I discovered (and I am discovering it more and more of late) how profound this relationship is when I began to experience my whole day as if it were a Mass. This is the image I have of what our foundress, Catherine Doherty, meant when she said to us, as she often did, that “we live between two Masses.”

I make that connection in my own life as I get out of bed in the morning, dip my finger into the holy water close by, and make the Sign of the Cross. Then I pray, “Lord have mercy, Christ have mercy, Lord have mercy,” while I am brushing my teeth and getting dressed.

Some time during the day, I might pray the Gloria, repeat a passage from the Gospels that I remember by heart, pray the Creed, etc., etc. At around noon I begin thinking about what has already happened to me during the day, about what I will have to offer at the next Mass when I place my host on the paten.

What I have to offer can be anything from cleaning my outdoor jon to listening to someone who is struggling to believe, to writing letters, doing the laundry or driving to the village on an errand.

And guess what? Before the day is half over, I am already mentally and spiritually at the Offertory Procession at Mass! So by the time I go to the community Mass, be it that afternoon or the next Sunday, my heart has been honed on Eucharistic words and images all day or all week long.

I am living the priesthood of the baptized because my everyday life is the stuff of my Eucharistic Prayer, and because the Eucharist is my first thought of the day as I dip my fingers into the holy water in my room, “In the name of the Father and of the Son and the Holy Spirit.”

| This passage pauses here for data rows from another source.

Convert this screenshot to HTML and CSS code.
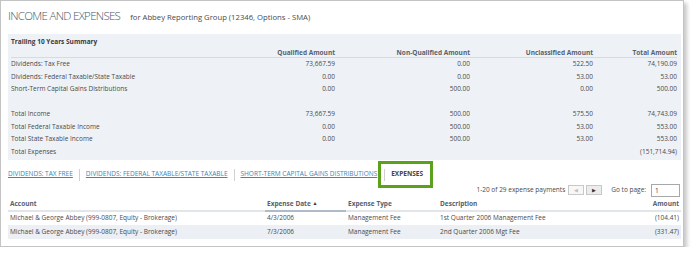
FILE: index.html
```html
<!DOCTYPE html>
<html lang="en">
<head>
    <meta charset="UTF-8">
    <title>Income and Expenses</title>
    <link rel="stylesheet" href="styles.css">
</head>
<body>
    <div class="frame">
        <div class="page-title">
            <h1>INCOME AND EXPENSES</h1>
            <span class="subtitle">for Abbey Reporting Group (12346, Options - SMA)</span>
        </div>

        <div class="summary">
            <div class="summary-title">Trailing 10 Years Summary</div>
            <table class="summary-table">
                <thead>
                    <tr>
                        <th class="s-label"></th>
                        <th class="s-qual">Qualified Amount</th>
                        <th class="s-nonq">Non-Qualified Amount</th>
                        <th class="s-uncl">Unclassified Amount</th>
                        <th class="s-total">Total Amount</th>
                    </tr>
                </thead>
                <tbody>
                    <tr><td>Dividends: Tax Free</td><td>73,667.59</td><td>0.00</td><td>522.50</td><td>74,190.09</td></tr>
                    <tr><td>Dividends: Federal Taxable/State Taxable</td><td>0.00</td><td>0.00</td><td>53.00</td><td>53.00</td></tr>
                    <tr><td>Short-Term Capital Gains Distributions</td><td>0.00</td><td>500.00</td><td>0.00</td><td>500.00</td></tr>
                    <tr class="spacer"><td colspan="5"></td></tr>
                    <tr><td>Total Income</td><td>73,667.59</td><td>500.00</td><td>575.50</td><td>74,743.09</td></tr>
                    <tr><td>Total Federal Taxable Income</td><td>0.00</td><td>500.00</td><td>53.00</td><td>553.00</td></tr>
                    <tr><td>Total State Taxable Income</td><td>0.00</td><td>500.00</td><td>53.00</td><td>553.00</td></tr>
                    <tr><td>Total Expenses</td><td></td><td></td><td></td><td>(151,714.94)</td></tr>
                </tbody>
            </table>
        </div>

        <div class="tabs">
            <a href="#" class="tab">DIVIDENDS: TAX FREE</a>
            <span class="sep"></span>
            <a href="#" class="tab">DIVIDENDS: FEDERAL TAXABLE/STATE TAXABLE</a>
            <span class="sep"></span>
            <a href="#" class="tab">SHORT-TERM CAPITAL GAINS DISTRIBUTIONS</a>
            <span class="highlight">
                <span class="sep"></span>
                <span class="tab active">EXPENSES</span>
            </span>
        </div>

        <div class="pager">
            <span class="pager-count">1-20 of 29 expense payments</span>
            <span class="pager-buttons">
                <button class="pg-btn disabled">&#9664;</button>
                <button class="pg-btn">&#9654;</button>
            </span>
            <label for="goto">Go to page:</label>
            <input type="text" id="goto" value="1">
        </div>

        <table class="expense-table">
            <thead>
                <tr>
                    <th class="c-account">Account</th>
                    <th class="c-date sorted">Expense Date <span class="arrow">&#9650;</span></th>
                    <th class="c-type">Expense Type</th>
                    <th class="c-desc">Description</th>
                    <th class="c-amount">Amount</th>
                </tr>
            </thead>
            <tbody>
                <tr>
                    <td>Michael &amp; George Abbey (999-0807, Equity - Brokerage)</td>
                    <td>4/3/2006</td>
                    <td>Management Fee</td>
                    <td>1st Quarter 2006 Management Fee</td>
                    <td class="c-amount">(104.41)</td>
                </tr>
                <tr class="alt">
                    <td>Michael &amp; George Abbey (999-0807, Equity - Brokerage)</td>
                    <td>7/3/2006</td>
                    <td>Management Fee</td>
                    <td>2nd Quarter 2006 Mgt Fee</td>
                    <td class="c-amount">(331.47)</td>
                </tr>
            </tbody>
        </table>
    </div>
</body>
</html>
```

FILE: styles.css
```css
body {
    margin: 0;
    padding: 0;
    background-color: #fff;
    font-family: "Open Sans", "Noto Sans", sans-serif;
    color: #4a4a4a;
    font-size: 6.5px;
    line-height: 12.5px;
}

.frame {
    width: 684px;
    height: 247px;
    box-sizing: border-box;
    border: 1px solid #c4c4c4;
    box-shadow: 3px 3px 4px rgba(0, 0, 0, 0.22);
    padding: 0 2px 0 7px;
    background-color: #fff;
}

.page-title {
    display: flex;
    align-items: baseline;
    height: 33px;
    padding-top: 7px;
    box-sizing: border-box;
}

.page-title h1 {
    margin: 0 10px 0 0;
    font-size: 11.5px;
    line-height: 16px;
    font-weight: 300;
    letter-spacing: -0.7px;
    color: #4b5866;
}

.subtitle {
    font-size: 7.7px;
    color: #4a4a4a;
}

.summary {
    background-color: #eef2f6;
    padding: 2px 4px 2px 3px;
    height: 126px;
    box-sizing: border-box;
}

.summary-title {
    font-weight: 700;
    color: #353b44;
    line-height: 12px;
}

.summary-table {
    width: 100%;
    border-collapse: collapse;
    table-layout: fixed;
}

.summary-table th {
    text-align: right;
    font-weight: 700;
    color: #55616e;
    border-bottom: 1px solid #d6dbe0;
    padding: 0;
    line-height: 9px;
    height: 9px;
}

.s-label { width: 224px; }
.s-qual { width: 100px; }
.s-nonq { width: 135px; }
.s-uncl { width: 123px; }
.s-total { width: 84px; }

.summary-table td {
    text-align: right;
    padding: 0;
    height: 12.5px;
}

.summary-table td:first-child {
    text-align: left;
}

.tabs {
    display: flex;
    align-items: center;
    height: 27px;
    margin-top: 1px;
}

.tab {
    color: #3a86b7;
    text-decoration: underline;
    font-size: 6.5px;
    white-space: nowrap;
}

.sep {
    width: 1px;
    height: 12px;
    background-color: #d0d0d0;
    margin: 0 6px;
}

.highlight {
    display: flex;
    align-items: center;
    align-self: stretch;
    border: 3px solid #5aa21c;
    padding: 0 7px 0 0;
    margin-left: 1px;
}

.highlight .sep {
    margin: 0 6px 0 3px;
}

.tab.active {
    color: #444;
    font-weight: 700;
    text-decoration: none;
}

.pager {
    display: flex;
    align-items: center;
    justify-content: flex-end;
    margin-top: -5px;
    height: 14px;
    padding-right: 1px;
}

.pager-count {
    margin-right: 3px;
}

.pager-buttons {
    display: flex;
    gap: 2px;
    margin-right: 9px;
}

.pg-btn {
    width: 16px;
    height: 10px;
    padding: 0;
    font-size: 5px;
    color: #333;
    background-color: #ececec;
    border: 1px solid #c8c8c8;
    line-height: 8px;
}

.pg-btn.disabled {
    color: #c0c0c0;
    background-color: #f7f7f7;
}

.pager label {
    margin-right: 5px;
}

.pager input {
    width: 29px;
    height: 13px;
    box-sizing: border-box;
    border: 1px solid #a8a8a8;
    font-family: inherit;
    font-size: 6.5px;
    padding: 0 3px;
    color: #444;
    background-color: #fff;
    outline: none;
}

.expense-table {
    width: 100%;
    border-collapse: collapse;
    table-layout: fixed;
}

.expense-table th,
.expense-table td {
    box-sizing: border-box;
    padding: 0 2px;
}

.expense-table th {
    text-align: left;
    font-weight: 700;
    color: #55616e;
    border-bottom: 2px solid #e2e6ea;
    height: 12px;
    line-height: 12px;
}

.expense-table th.sorted {
    border-bottom-color: #aebbc8;
}

.expense-table .arrow {
    font-size: 5px;
    vertical-align: 1px;
    color: #333;
}

.expense-table td {
    height: 14px;
    white-space: nowrap;
}

.expense-table tr.alt td {
    background-color: #eceff3;
}

.expense-table .c-amount {
    text-align: right;
}

.c-account { width: 257px; }
.c-date { width: 81px; }
.c-type { width: 92px; }
.c-desc { width: 183px; }
```
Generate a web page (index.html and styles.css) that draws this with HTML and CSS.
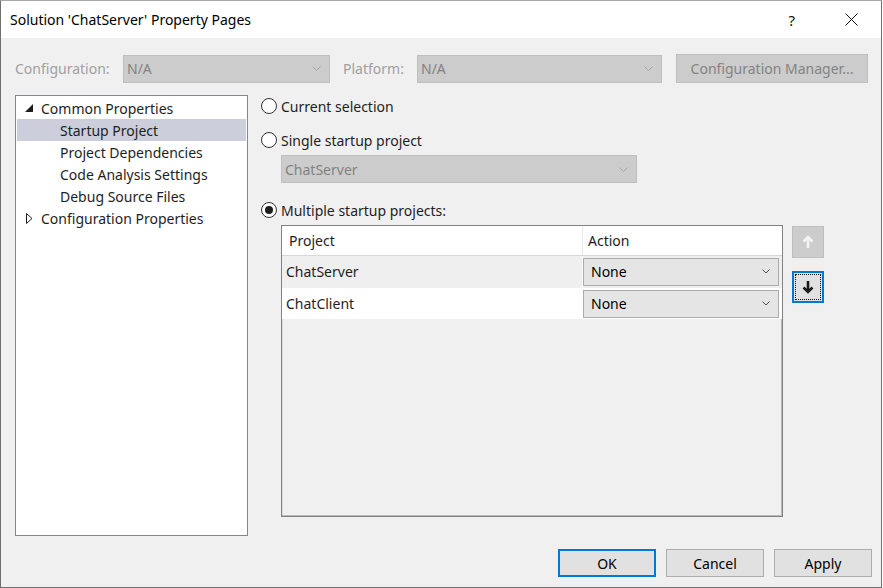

Then when the day ends, it’s only natural for me to say those final words which the baptized say at the end of Mass, “Thanks be to God.”

Then one day the priesthood fell into its proper Eucharistic place for me: I am baptized with you and ordained for you. We both live our lives “between two Masses.”

Let’s pray that somewhere in this everyday-ness of our lives, the baptized and the ordained can meet. If this happens, then perhaps our contemporary sense of priesthood can rise above issues so that we can truly live together between two Masses.